> [The task]: Find the lines with "index" in them and copy them out.

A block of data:
——————————

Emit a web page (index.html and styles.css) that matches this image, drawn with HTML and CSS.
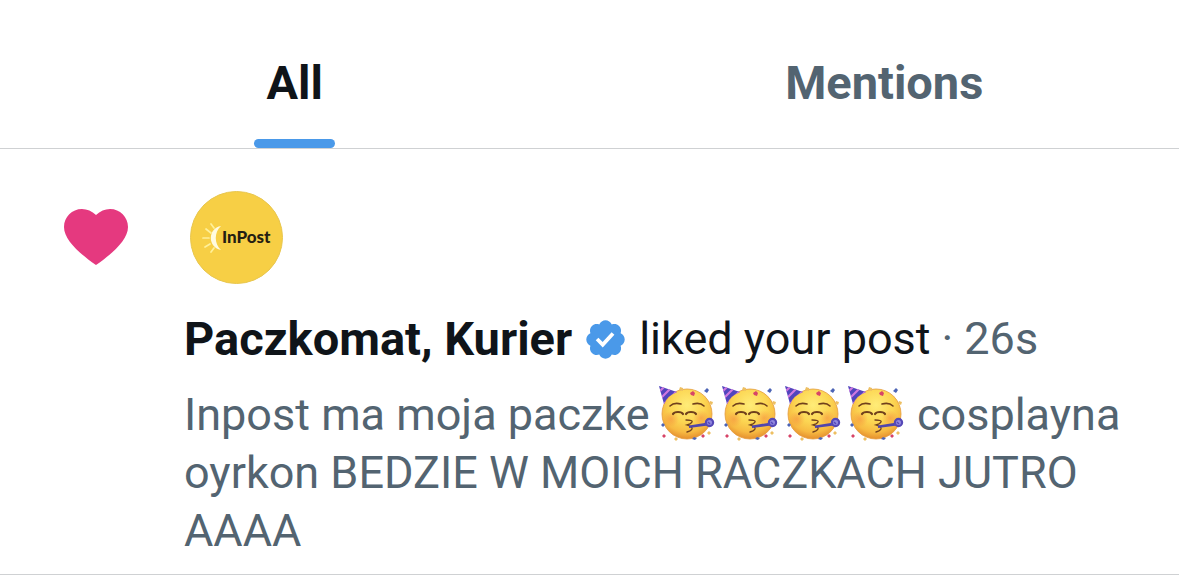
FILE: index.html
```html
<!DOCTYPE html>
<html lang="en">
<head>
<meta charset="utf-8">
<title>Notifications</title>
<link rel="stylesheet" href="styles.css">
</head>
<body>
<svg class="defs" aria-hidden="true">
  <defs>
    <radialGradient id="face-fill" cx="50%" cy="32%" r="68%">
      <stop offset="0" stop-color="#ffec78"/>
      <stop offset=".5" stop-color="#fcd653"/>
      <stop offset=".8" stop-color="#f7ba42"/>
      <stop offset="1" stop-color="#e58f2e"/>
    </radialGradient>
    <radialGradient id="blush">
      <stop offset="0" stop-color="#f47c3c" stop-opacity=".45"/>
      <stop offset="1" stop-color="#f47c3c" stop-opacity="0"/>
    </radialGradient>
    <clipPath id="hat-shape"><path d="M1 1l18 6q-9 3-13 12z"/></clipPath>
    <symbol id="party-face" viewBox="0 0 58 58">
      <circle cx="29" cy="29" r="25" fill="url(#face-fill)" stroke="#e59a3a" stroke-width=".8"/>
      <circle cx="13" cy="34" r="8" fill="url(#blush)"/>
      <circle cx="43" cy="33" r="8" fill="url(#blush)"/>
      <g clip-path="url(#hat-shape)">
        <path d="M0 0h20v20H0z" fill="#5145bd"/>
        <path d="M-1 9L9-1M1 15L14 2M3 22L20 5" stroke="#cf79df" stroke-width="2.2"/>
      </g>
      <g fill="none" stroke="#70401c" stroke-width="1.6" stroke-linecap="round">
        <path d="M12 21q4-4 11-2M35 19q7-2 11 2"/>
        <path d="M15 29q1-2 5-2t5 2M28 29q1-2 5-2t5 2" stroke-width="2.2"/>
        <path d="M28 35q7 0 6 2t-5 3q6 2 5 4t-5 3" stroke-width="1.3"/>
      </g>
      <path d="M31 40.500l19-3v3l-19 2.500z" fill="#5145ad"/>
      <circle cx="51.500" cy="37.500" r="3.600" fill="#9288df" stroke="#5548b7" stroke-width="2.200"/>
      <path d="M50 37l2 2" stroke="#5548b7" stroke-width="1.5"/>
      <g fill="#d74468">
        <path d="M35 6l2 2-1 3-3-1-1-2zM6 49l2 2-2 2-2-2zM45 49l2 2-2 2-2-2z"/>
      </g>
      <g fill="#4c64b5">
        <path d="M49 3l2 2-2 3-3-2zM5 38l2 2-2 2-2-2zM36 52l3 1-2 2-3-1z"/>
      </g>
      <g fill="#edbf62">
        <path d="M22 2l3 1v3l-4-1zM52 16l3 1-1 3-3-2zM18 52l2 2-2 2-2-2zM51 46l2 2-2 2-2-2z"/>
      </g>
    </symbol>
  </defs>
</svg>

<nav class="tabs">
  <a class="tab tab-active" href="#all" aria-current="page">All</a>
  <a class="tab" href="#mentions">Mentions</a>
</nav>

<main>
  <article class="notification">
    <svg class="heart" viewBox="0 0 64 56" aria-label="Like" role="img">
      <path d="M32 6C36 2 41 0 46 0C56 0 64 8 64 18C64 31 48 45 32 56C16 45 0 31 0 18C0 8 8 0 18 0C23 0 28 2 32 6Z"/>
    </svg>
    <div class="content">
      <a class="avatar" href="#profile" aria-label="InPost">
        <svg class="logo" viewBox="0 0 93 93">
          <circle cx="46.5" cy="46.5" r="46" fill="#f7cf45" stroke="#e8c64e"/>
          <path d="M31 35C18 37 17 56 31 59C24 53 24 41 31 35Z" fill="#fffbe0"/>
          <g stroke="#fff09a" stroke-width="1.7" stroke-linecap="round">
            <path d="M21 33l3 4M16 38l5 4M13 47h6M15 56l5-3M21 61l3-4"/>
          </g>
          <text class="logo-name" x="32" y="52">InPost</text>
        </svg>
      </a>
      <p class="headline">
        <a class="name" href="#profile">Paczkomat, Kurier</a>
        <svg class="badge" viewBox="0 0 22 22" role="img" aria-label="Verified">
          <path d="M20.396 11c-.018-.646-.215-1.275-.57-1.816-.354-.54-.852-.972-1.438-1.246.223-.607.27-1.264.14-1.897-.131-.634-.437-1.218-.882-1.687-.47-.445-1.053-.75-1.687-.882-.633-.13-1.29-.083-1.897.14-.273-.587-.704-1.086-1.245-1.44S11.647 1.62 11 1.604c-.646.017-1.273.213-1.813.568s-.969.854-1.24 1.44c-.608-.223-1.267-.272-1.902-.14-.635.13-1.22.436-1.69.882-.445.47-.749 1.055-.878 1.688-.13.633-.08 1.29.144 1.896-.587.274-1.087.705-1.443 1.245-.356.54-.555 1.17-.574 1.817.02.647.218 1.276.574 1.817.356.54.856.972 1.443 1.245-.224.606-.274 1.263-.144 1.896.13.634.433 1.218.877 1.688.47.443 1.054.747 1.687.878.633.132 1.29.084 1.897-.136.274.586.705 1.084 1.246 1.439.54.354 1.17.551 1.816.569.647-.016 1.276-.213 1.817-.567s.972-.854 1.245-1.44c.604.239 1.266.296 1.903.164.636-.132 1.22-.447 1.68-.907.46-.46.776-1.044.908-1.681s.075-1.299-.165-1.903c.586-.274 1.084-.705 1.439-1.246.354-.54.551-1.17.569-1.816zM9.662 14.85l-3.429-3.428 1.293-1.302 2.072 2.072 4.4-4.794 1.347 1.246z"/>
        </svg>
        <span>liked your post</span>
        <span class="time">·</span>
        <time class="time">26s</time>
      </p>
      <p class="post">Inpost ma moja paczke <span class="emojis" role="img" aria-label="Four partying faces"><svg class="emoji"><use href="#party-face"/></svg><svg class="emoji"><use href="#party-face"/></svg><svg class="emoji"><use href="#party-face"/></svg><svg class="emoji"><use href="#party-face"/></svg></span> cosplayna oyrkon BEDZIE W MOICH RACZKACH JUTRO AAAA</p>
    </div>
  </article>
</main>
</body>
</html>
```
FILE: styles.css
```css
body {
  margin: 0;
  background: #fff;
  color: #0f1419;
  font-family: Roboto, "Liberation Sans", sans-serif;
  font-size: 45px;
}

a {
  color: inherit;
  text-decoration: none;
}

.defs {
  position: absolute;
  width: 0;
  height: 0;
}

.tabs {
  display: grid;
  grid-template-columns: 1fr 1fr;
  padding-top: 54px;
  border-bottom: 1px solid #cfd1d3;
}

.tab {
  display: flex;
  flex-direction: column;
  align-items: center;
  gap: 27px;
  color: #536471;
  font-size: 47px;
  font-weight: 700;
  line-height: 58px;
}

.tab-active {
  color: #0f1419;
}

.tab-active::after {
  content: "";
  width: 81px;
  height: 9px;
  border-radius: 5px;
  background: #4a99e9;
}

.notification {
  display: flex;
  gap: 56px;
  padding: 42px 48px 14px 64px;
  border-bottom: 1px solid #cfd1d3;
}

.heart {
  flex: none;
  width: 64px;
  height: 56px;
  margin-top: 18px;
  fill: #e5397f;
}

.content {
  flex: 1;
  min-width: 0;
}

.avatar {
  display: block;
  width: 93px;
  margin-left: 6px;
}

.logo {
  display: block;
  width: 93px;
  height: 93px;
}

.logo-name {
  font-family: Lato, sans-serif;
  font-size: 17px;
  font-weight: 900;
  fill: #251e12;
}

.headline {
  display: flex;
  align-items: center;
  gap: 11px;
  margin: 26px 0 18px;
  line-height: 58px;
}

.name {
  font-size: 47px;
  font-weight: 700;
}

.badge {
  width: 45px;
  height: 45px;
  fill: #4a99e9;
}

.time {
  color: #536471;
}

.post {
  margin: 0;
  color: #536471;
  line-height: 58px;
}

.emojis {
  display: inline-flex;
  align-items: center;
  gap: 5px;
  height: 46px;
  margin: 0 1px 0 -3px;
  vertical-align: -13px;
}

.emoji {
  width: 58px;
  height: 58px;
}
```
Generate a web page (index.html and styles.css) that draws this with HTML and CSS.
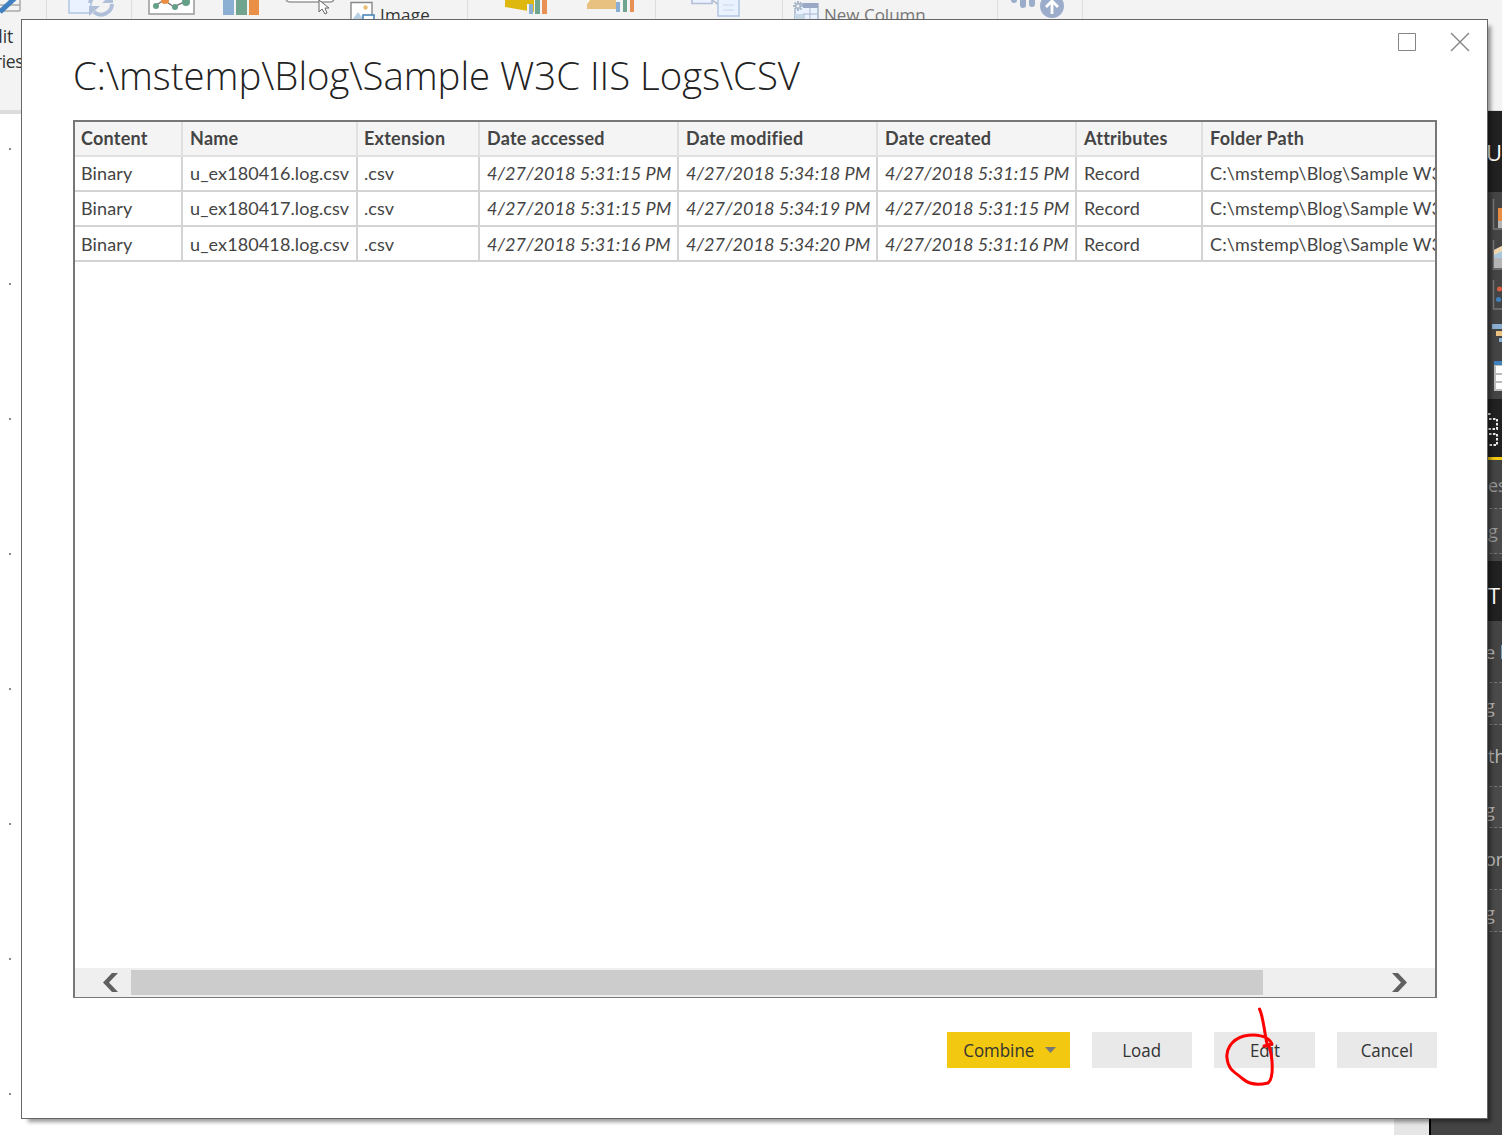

——————————

> [Solution for this task]:
Emit a web page (index.html and styles.css) that matches this image, drawn with HTML and CSS.
FILE: index.html
Generate a web page (index.html and styles.css) that draws this with HTML and CSS.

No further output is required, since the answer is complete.